Lo mismo pienso yo. Esa manera tajante de ver separación en ambas, como si se tratase de dos islas muy lejanas, ha ido perdiendo cada vez uniformidad. Ya los analíticos leen a los continentales y estos a aquellos. Hasta el punto de que diversos filósofos como Paul Ricoeur, Ernst Tugendhat, José Ferrater Mora, entre muchos otros, proponen una especie de cruce. Hoy día, no es extraño ver el crecimiento de la fenomenología y la hermenéutica en Estados Unidos e Inglaterra, así como las innovaciones del análisis del lenguaje y la lógica en Francia, Italia, España o Alemania. Y en Latinoamérica hemos sido testigo del desarrollo de las dos tradiciones, aportando y unificando criterios. A decir verdad, lo más saludable para un pensamiento filosófico que quiera exponer cualquier forma de reflexión es mantener un equilibrio entre ambas tradiciones.
Hay un detalle que no se queda atrás en los avatares de la filosofía contemporánea: la necesidad de salir de la modernidad junto a su metafísica o al menos la de realizar su crítica.
Esto por una razón. Primero, la necesidad de realizar el análisis del lenguaje, de los conceptos y de la estructura lógica de los razonamientos formulados en los problemas; segundo, con la finalidad de desvelar los resortes de la existencia humana para alcanzar la comprensión de nosotros mismos.

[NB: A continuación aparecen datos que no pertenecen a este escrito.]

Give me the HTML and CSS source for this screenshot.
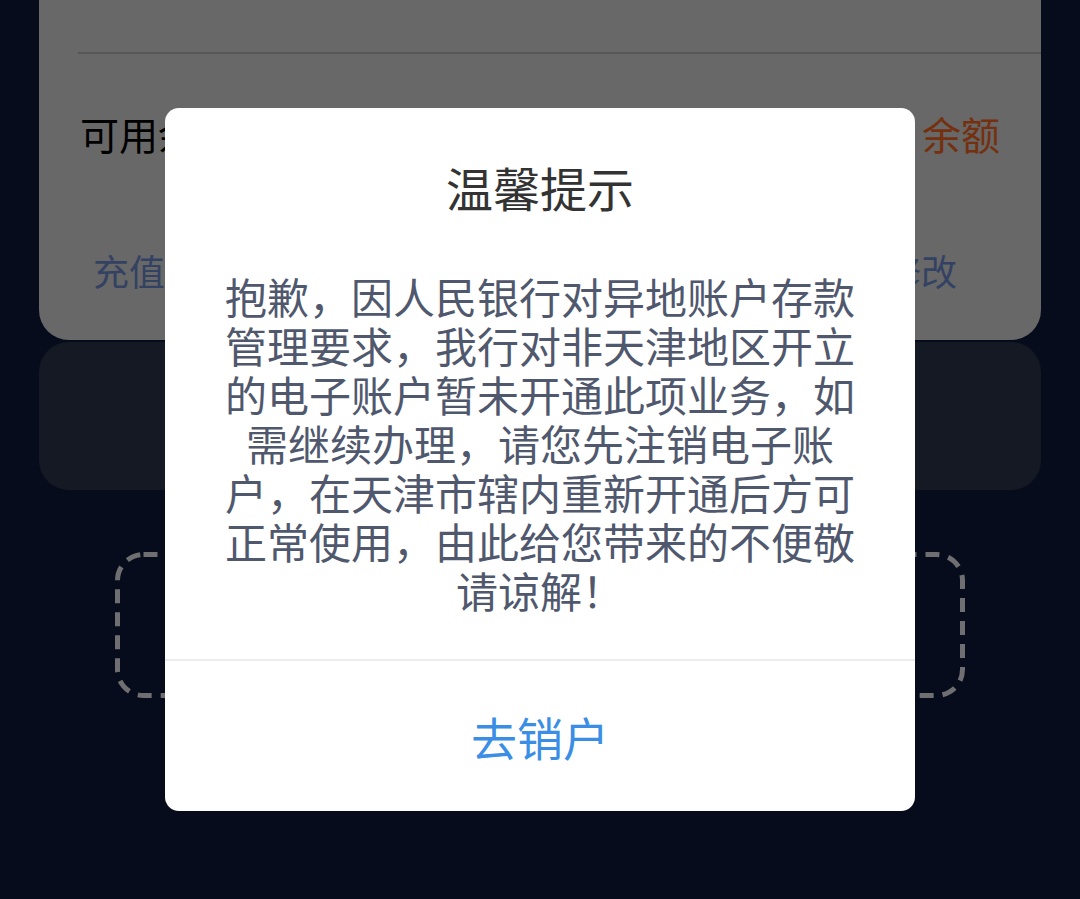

Hay un detalle que no se queda atrás en los avatares de la filosofía contemporánea: la necesidad de salir de la modernidad junto a su metafísica o al menos la de realizar su crítica. ¿Es esto un capricho o un falso problema? Desde luego que no. Sucede que, ha ocurrido un agotamiento en su manera de proponer nuevos esquemas para la acción; así como la de lidiar con los nuevos problemas que emergen en esta sociedad globalizada caracterizada por la tecnología de punta y los actuales conflictos económicos y sociopolíticos.
Noto cada vez más el desarrollo de una filosofía donde el concepto de vida es central. Que se ofrece como respuesta crítica al sometimiento de la naturaleza gracias a la tecnología y que no guarda ningún reparo en su sobrexplotación. Pero, además, esta reflexión es también el intento de salvaguardar lo humano frente a ideologías disfrazadas de filosofías que se empeñan en negar la vulnerabilidad de la existencia y erigen un monumento al dios de la tecnología como la solución absoluta de nuestros problemas, siendo este tipo de pensamiento responsables de la construcción de un imaginario cargado de mitos, en el buen sentido de la palabra.

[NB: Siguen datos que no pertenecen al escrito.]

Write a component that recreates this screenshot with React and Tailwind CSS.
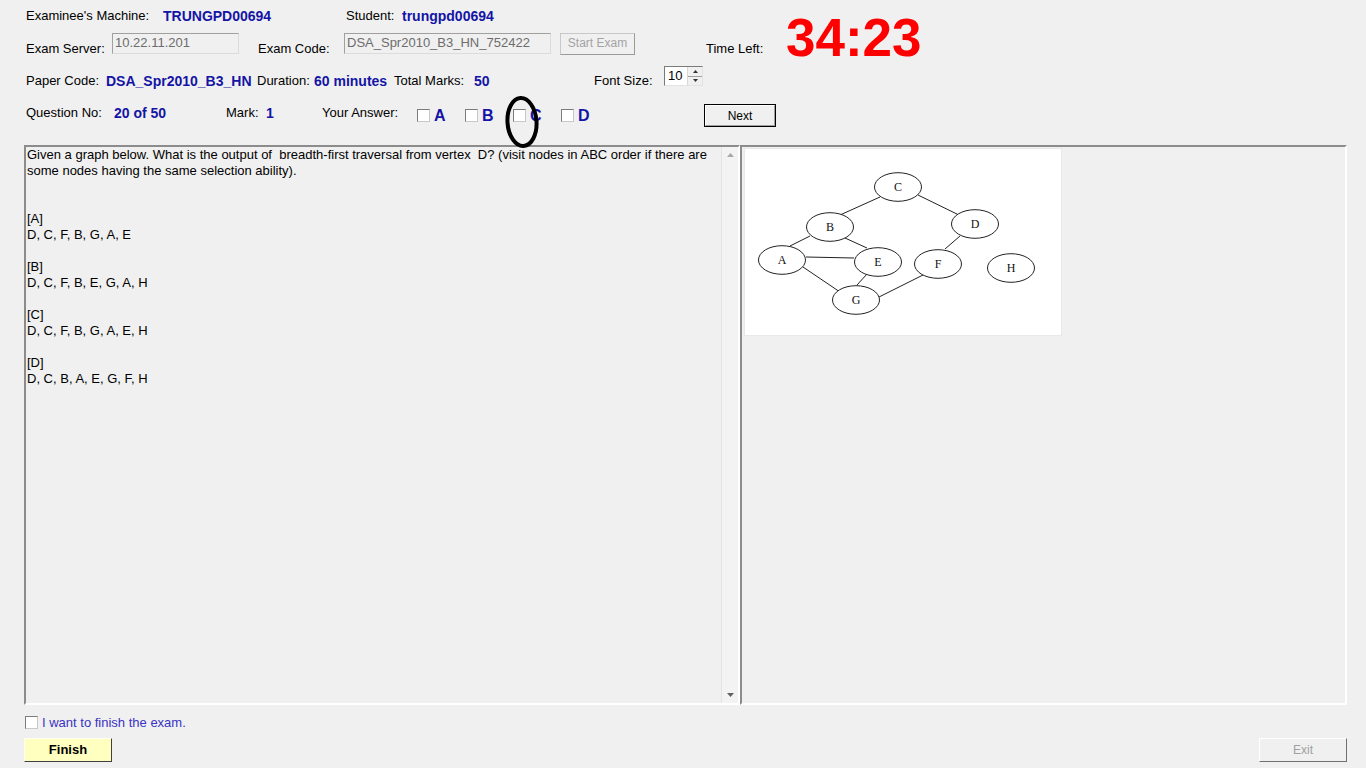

En todo esto, me parece conveniente emplear un concepto que fundó el gran filósofo Hans Jonas en su libro El principio de responsabilidad, publicado en 1979 en su edición original. Se trata de la “heurística del miedo”, que alude a pensar en lo peor que puede pasar como consecuencia de la explotación de la naturaleza y la ideología de un progreso indeterminado. Ante esta situación se pregunta: ¿qué mundo nos espera? Sobre todo, en un mundo donde las condiciones de vida biológica pueden ser transformadas.
Por esa razón, prefiero sostener una relación crítica con la tecnología de cara a una nueva filosofía práctica, una nueva ética que asuma los nuevos retos de la cultura contemporánea y que tome en cuenta la noción de vulnerabilidad, el concepto de generación futura, el principio de precaución y el de desarrollo sostenible. Se trata de crear actitudes para la acción responsable y la ética puede ayudarnos en esa misión.
Como conclusión podemos resumir todo lo dicho en la respuesta a una pregunta clave: ¿en qué medidas esas filosofías pueden ayudarnos a ponernos en marcha? Hoy se necesita una nueva alianza entre la ética y la política. La ética no puede verse como simple contemplación de las cuestiones morales. Los que se dedican a estos menesteres deben aprender la utilidad del análisis del lenguaje y sumergirse en cuestiones semánticas en el entendido de que ofrecen un lugar común; nos da una buena dirección, nos ofrece un punto de partida o desde dónde partir. Ambas tradiciones, la analítica y la continental, se complementan, pero no se excluyen. Constituyen dos bastiones que dan forma a los avatares de la filosofía contemporánea.